I wish there was something the league could do in order to speed up the last couple of minutes as this problem has really caused me to become less of a fan. I've tried to DVR the game and start watching it later so I can fast-foward through commercials and free throw attempts, but it just doesn't cut it. I guess sitting through commercials for an extra 30 minutes on my couch isn't as annoying as paying $100+ for a crappy upper-deck seat to a NBA game, but that's a whole different topic...

Sunday, June 14, 2009

Losing Your Wallet


A few weeks ago upon arriving home after my weekly Tuesday night softball game, I had a sudden jolt of fear when I realized I did not have my wallet. After completely scouring my car for several minutes I then decided to make the trek back to the field to see if I could get lucky. Unfortunately, a Cubs game had just ended, so a normal 10 minute voyage took almost 30 and it was not to be a lucky night.. my wallet was nowhere to be found. I held out slim hope that someone might turn it in, but deep down I already knew it was gone forever. Anyone who has ever lost their wallet knows what a pain it is to get everything replaced. As noted earlier in this blog, several annoying automated service phone calls were definitely in my future.

One thing I had going for me is I keep the anti-Costanza wallet. In other words, I kept it to the bare essentials as far as contents. Even with the bare minimum, though, I now had to replace a company credit card, personal credit card, debit card, insurance card, CTA card, and driver's license. Who knew that the EASIEST card to replace would be my insurance card? I thought for sure that would be the largest headache, but I had a new insurance card on the way after a quick 45 second phone call. As far as everything else -- no such luck.

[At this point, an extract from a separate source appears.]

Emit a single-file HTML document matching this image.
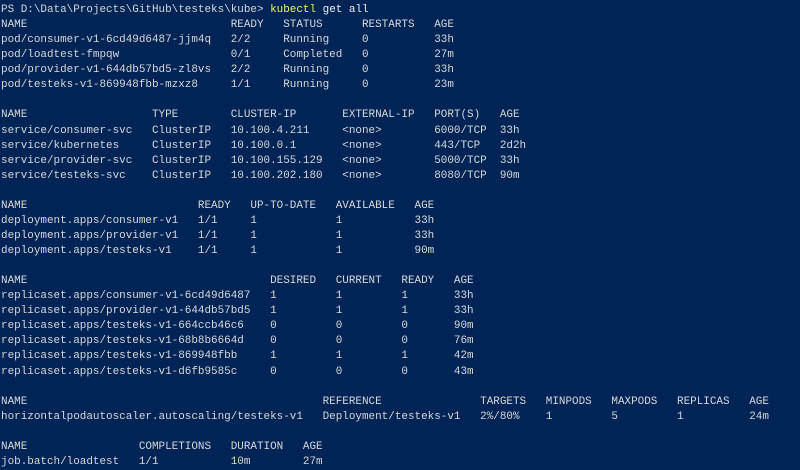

I had the joy of being told my debit card would take 10-14 days to arrive, but I had the option to "expedite" the process for a mere $40. It would then only take up to 7 days!! Wow!!! That was a really tough decision. Oh yeah, I was also told my pin would arrive another 5 days after the card arrived, so it basically was going to be worthless anyways.

After a good 4 hours on the phone and the usual painful trip to the DMV, I was finally confident that all replacement cards were on the way. The insurance card arrived in a couple of days, the credit cards and debit card in about a week (even without the expedited add-on!), but the ONLY card that was being ordered locally in the city of Chicago - my CTA transportation card -- was nowhere to be found. How the heck does it take 3 weeks to send a replacement card? Anyone who uses the CTA on a regular basis obviously knows the answer. My guess is that they were "waiting for signals ahead."

My life is now back in working order with the return of everything in my wallet. It's definitely in the top 3 for things you never want to lose along with cell phone and keys. It is sad it has taken me several lost phones to perform the "wallet, phone, keys" self-check everytime I leave home and enter/leave a cab. Losing your wallet is one of the most dis-heartening, annoying things a person can go through. As Mitch Hedburg put it "it's hard to dance when you've lost your wallet."